The children told me that it was due to the pioneering efforts of teacher Davina Daly that the children were learning the joys and creativity of knitting. Rather than just buying ready-made toys, clothing and gifts as most children have done for the last few decades, these boys and girls were making their very own scarves, rockets and animals out of fabricating yarn with each item that they produced stamped with their own unique style and individuality.
Over the next few months, I noticed too that a few other schools were also doing likewise, once again due to the initiative of individual teachers.

Daire's window display of 'wooly monsters' at Halloween

'Knitting with Granny'
Then in September I found my own 11 year old son Dáire starting to take up knitting with a passion as a result of a new national educational scheme known as Knitting with Granny, whereby older women were being brought into the classrooms to show young people how to knit.  Dáire created an ever-growing menagerie of animals that began to populate the whole house. I was hooked!
 
More Wooly Monsters!

Not only are primary schools reviving and giving a whole new lease of life to a very important aspect of the country’s heritage, stitching is introducing these young people to a practical understanding and usage of mathematics via the counting of stitches, the calculation of gauge (that is the number of stitches and rows required to knit a 10cm square for a particular yarn), the creating of patterns and the quantification of yarn required.
 Some of Dáire's Christmas knitted Santa Claus and helpers

The Makers
As with my work in helping to introduce computer programming into primary and post-primary education sector, Knitting in schools is part of a vision of educating our people to once again become designers and makers of practical things rather than just users and recipients of items manufactured outside Ireland. It will help our national move from a having a culture of dependency to a culture of creativity.

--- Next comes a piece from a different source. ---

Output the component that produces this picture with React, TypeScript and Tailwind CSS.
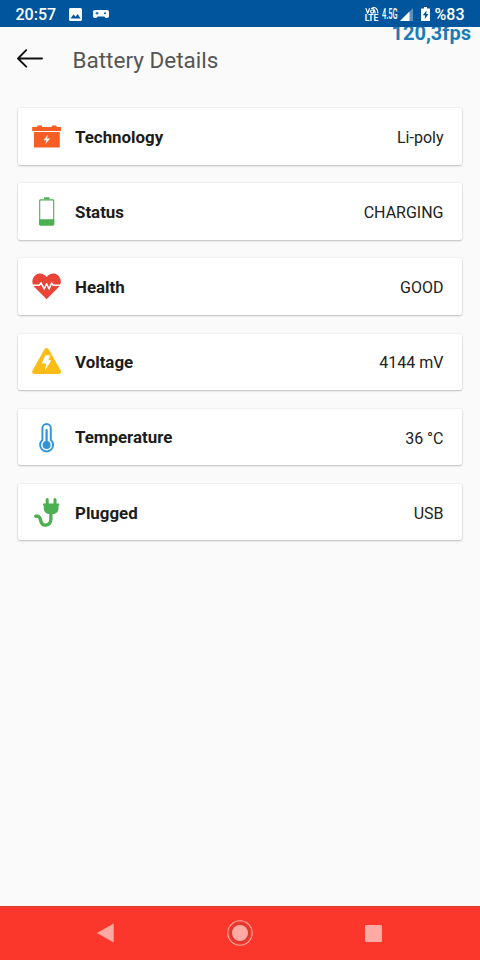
import type { ReactNode } from "react";

const CarBatteryIcon = () => (
  <svg className="w-[30px] h-[30px]" viewBox="0 0 30 30">
    <path
      fill="#f65e26"
      d="M.2 5h4.600l.8-1.600h4l.8 1.600h9l.8-1.600h4L25 5h4v4H.2zM2 10h25.800v15.500H2z"
    />
    <path fill="#fff" d="M16.200 12.500l-4.700 5.700h3l-1.300 4 4.900-5.800h-3.200z" />
  </svg>
);

const BatteryLevelIcon = () => (
  <svg className="w-[30px] h-[30px]" viewBox="0 0 30 30">
    <path fill="#4caf50" d="M12 .3h5.500v2H12z" />
    <rect x="7.700" y="2.900" width="14" height="25" rx=".8" fill="none" stroke="#4caf50" strokeWidth="1.100" />
    <path fill="#4caf50" d="M7.200 22.300h15v4.900a1.200 1.200 0 0 1-1.200 1.200H8.400a1.200 1.200 0 0 1-1.200-1.200z" />
  </svg>
);

const HeartPulseIcon = () => (
  <svg className="w-[30px] h-[30px]" viewBox="0 0 30 30">
    <path
      fill="#ea4338"
      d="M14.600 27.200L2.400 14.900C-.8 11.200-.1 5.600 3.700 2.900 7.200.5 11.800 1.500 14.600 5c2.800-3.500 7.400-4.500 10.900-2.100 3.800 2.700 4.500 8.300 1.300 12z"
    />
    <path
      fill="none"
      stroke="#fff"
      strokeWidth="1.500"
      strokeLinejoin="round"
      d="M0 13.200h7.400l1.700-2.400 3.100 6.200 2.400-5.300 2.500 5.300 2.500-6 1.600 2.200H30"
    />
  </svg>
);

const VoltageIcon = () => (
  <svg className="w-[30px] h-[30px]" viewBox="0 0 30 30">
    <path
      fill="#fbbc15"
      d="M12.500 2.200c1-1.700 3.200-1.700 4.200 0l12 21.200c1 1.800 0 3.600-2 3.600H2.500c-2 0-3-1.800-2-3.600z"
    />
    <path fill="#fff" d="M13.200 8.200h5l-1.900 5h3.100l-6.600 10.600 1.400-7.300H9.800z" />
  </svg>
);

const ThermometerIcon = () => (
  <svg className="w-[30px] h-[30px]" viewBox="0 0 30 30">
    <path
      fill="none"
      stroke="#2f94dc"
      strokeWidth="1.900"
      d="M10.400 17V5.200a4.200 4.200 0 0 1 8.400 0V17a6.500 6.500 0 1 1-8.400 0z"
    />
    <path fill="none" stroke="#2f94dc" strokeWidth="2.200" strokeLinecap="round" d="M14.600 7v14" />
    <circle cx="14.600" cy="21.900" r="4" fill="#2f94dc" />
  </svg>
);

const PlugIcon = () => (
  <svg className="w-[30px] h-[30px]" viewBox="0 0 30 30">
    <path fill="none" stroke="#4caf50" strokeWidth="3" strokeLinecap="round" d="M15.200 1.600v5M23 1.600v5" />
    <path
      fill="#4caf50"
      d="M12.200 5.400h13.900c1.600 0 1.700 2 .4 2.500v2.500c0 2.700-1.700 4.700-4.300 5.700h-6.100c-2.600-1-4.300-3-4.300-5.700V7.900c-1.300-.5-1.200-2.500.4-2.500z"
    />
    <path
      fill="none"
      stroke="#4caf50"
      strokeWidth="3.300"
      strokeLinecap="round"
      d="M3.700 18.200c3-.7 4.200.9 4.700 3.400.6 3.400 2.100 5.500 5 5.500 3.600 0 5.500-2.600 5.500-6.100v-5"
    />
  </svg>
);

const details: { label: string; value: string; icon: ReactNode }[] = [
  { label: "Technology", value: "Li-poly", icon: <CarBatteryIcon /> },
  { label: "Status", value: "CHARGING", icon: <BatteryLevelIcon /> },
  { label: "Health", value: "GOOD", icon: <HeartPulseIcon /> },
  { label: "Voltage", value: "4144 mV", icon: <VoltageIcon /> },
  { label: "Temperature", value: "36 °C", icon: <ThermometerIcon /> },
  { label: "Plugged", value: "USB", icon: <PlugIcon /> },
];

function StatusBar() {
  return (
    <div className="relative z-10 flex h-[27px] shrink-0 items-center bg-[#00559c] pl-[15.500px] pr-[15.500px] pt-px text-base font-medium text-white">
      <span className="pt-px leading-5">20:57</span>
      <svg className="ml-[13px] h-[13px] w-[13px]" viewBox="0 0 13 13">
        <path
          fill="#fff"
          fillRule="evenodd"
          d="M1.500 0h10A1.500 1.500 0 0 1 13 1.500v10a1.500 1.500 0 0 1-1.500 1.500h-10A1.500 1.500 0 0 1 0 11.500v-10A1.500 1.500 0 0 1 1.500 0zM1.500 10.500h10L8.700 6 6.600 8.800 4.500 6.500z"
        />
      </svg>
      <svg className="ml-[11px] h-2 w-4" viewBox="0 0 16 8">
        <path fill="#fff" d="M2 0h12c1.300 0 2 .7 2 2v4c0 1.300-.7 2-2 2-1.200 0-1.900-.5-2.600-1.500H4.600C3.900 7.500 3.200 8 2 8 .7 8 0 7.300 0 6V2C0 .7.7 0 2 0z" />
        <path stroke="#00559c" strokeWidth="1" d="M2.500 3.200h3M4 1.700v3" />
        <circle cx="12" cy="3.200" r="1" fill="#00559c" />
      </svg>

      <div className="ml-auto flex items-center">
        <div className="flex w-[14px] flex-col items-center font-bold">
          <svg className="h-[7px] w-[14px]" viewBox="0 0 14 7" fill="none" stroke="#fff" strokeWidth="1.200">
            <path d="M.8 1.200l1.900 5L4.600 1.200" />
            <circle cx="7.200" cy="4.600" r="1.600" />
            <path d="M6 1.500c2.200-.6 4.200 1.200 4.100 4.900M7.500.6c3.300-.6 5.400 1.600 5.400 5.600" />
          </svg>
          <span className="text-[8.500px] leading-[8px]">LTE</span>
        </div>
        <span className="ml-[3px] w-[14px] origin-left scale-x-[0.5] whitespace-nowrap text-[15px] leading-none">4.5G</span>
        <svg className="ml-[4px] h-[13px] w-[13px]" viewBox="0 0 13 13">
          <path fill="#fff" fillOpacity=".35" d="M13 0v13H0z" />
          <path fill="#fff" d="M9.500 3.500V13H0z" />
        </svg>
        <svg className="ml-2 h-[14px] w-[9px]" viewBox="0 0 9 14">
          <path fill="#fff" d="M3 0h3v1.500h3V14H0V1.500h3z" />
          <path fill="#00559c" d="M5.500 3.500L1.800 8.300h2.100v3.600l3.500-5H5.300z" />
        </svg>
        <span className="ml-[5px] pt-px leading-5">%83</span>
      </div>
    </div>
  );
}

function NavigationBar() {
  return (
    <div className="flex h-[54px] shrink-0 items-center justify-between border-t border-[#d93b30] bg-[#fa372a] pb-px pl-[97px] pr-[98px]">
      <svg className="h-5 w-[17px]" viewBox="0 0 17 20">
        <path fill="#fdaaa5" d="M0 10L16.700.5v19z" />
      </svg>
      <svg className="h-[26px] w-[26px]" viewBox="0 0 26 26">
        <circle cx="13" cy="13" r="12.200" fill="none" stroke="#fdaaa5" strokeWidth="1.100" />
        <circle cx="13" cy="13" r="9" fill="none" stroke="#d63a30" strokeWidth="2" />
        <circle cx="13" cy="13" r="8" fill="#fdaaa5" />
      </svg>
      <div className="h-[17px] w-[17px] rounded-[1px] bg-[#fdaaa5]" />
    </div>
  );
}

export default function App() {
  return (
    <div className="relative flex h-[960px] w-[480px] flex-col overflow-hidden bg-[#fafafa] font-[Roboto,sans-serif]">
      <StatusBar />
      {/* FPS overlay, tucked under the status bar */}
      <div className="absolute right-[9px] top-[21px] text-[20px] font-bold leading-6 text-[#1b7cb5]">120,3fps</div>

      <header className="flex h-[65px] shrink-0 items-center pl-[17px]">
        <svg className="-mt-[3px] h-[19px] w-[26px]" viewBox="0 0 26 19" fill="none" stroke="#111" strokeWidth="1.900" strokeLinecap="round" strokeLinejoin="round">
          <path d="M25 9.500H1M9.200 1.200L1 9.500l8.200 8.200" />
        </svg>
        <h1 className="ml-[29.500px] text-[22.500px] leading-[34px] text-[#555]">Battery Details</h1>
      </header>

      <main className="flex flex-1 flex-col gap-[18.700px] px-[18px] pt-[16px]">
        {details.map((item) => (
          <div
            key={item.label}
            className="flex h-[56.500px] shrink-0 items-center rounded-[2px] bg-white pl-[14px] pr-[18.500px] shadow-[0_1px_2px_rgba(0,0,0,0.22),0_0_2px_rgba(0,0,0,0.1)]"
          >
            <div className="pt-px">{item.icon}</div>
            <span className="ml-[13px] pt-[2px] text-[16.900px] font-bold text-[#1c1c1c]">{item.label}</span>
            <span className="ml-auto pt-[3px] text-[16px] text-[#222]">{item.value}</span>
          </div>
        ))}
      </main>

      <NavigationBar />
    </div>
  );
}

According to Davina, “The knitting craze started in our school two years ago when Evelyn Reidy a friend of my mother's dressmaking instructor Mary passed away. Evelyn's daughter gave Mary all her knitting needles and wool. Mary passed all the knitting materials on to my mum and then to me. I didn't want the wool to go to waste so I brought it to school. The children from second to sixth class took and used whatever wool they needed.
Jean Greenhowe has a fabulous collection of knitting booklets for irresistible dolls and toys http://www.jeangreenhowe.com/booklets.html.  I have bought a number of them - The Scarecrow Family, Little Gift Dolls, Knitted Clowns, Jiffyknits, Knitted Animals, Christmas Special and Christmas Treasures. The children have knitted various items from these booklets. Some of the children buy knitting magazines. Another mom gave her son a magazine that had knitting pattern for boys in it. There was a pattern of a rocket, a dinosaur and a turtle. Some of the children knitted them.

The first stitch the children learn is the Garter stitch (AKA plain stitch). Every row is knit. Once the children have mastered this stitch they learn how to cast on and off stitches. They knit simple hairbands (sweatbands for boys) and wrist bands to practise this stitch. Then they learn the Stocking stitch (aka purl stitch - knit on the right side, purl on the wrong side).
After this they learn how to read patterns. As the patterns get more and more complicated they learn more and more knitting techniques: inc = increase stitches, dec = decrease stitches, psso = pass slip stitch over and so on.

They've knitted dogs, owls, turtles, bears, scarves, penguins, santas and snowmen.
One boy knitted Mrs Claus for his grandmother (finished height 36 cm).
At Christmas the children knitted Christmas trees, Christmas stockings, candy canes, garland rings to hang on their Christmas trees. At Easter they knitted chickens. One girl knitted a rattler for her baby brother and another knitted Binky the Golfing Clown with the help of his Granny.”

Wooly Science
The school exhibited their Knitting project during the  Galway Science and Technology Festival Fair that was held in NUI Galway on November 27th and was visited by over 24,000 people. With the theme of Wooly Science, their stand was one of the most popular as visitors were enthralled to see a line of children knitting away whilst explaining the mathematic basis of this ancient handcraft.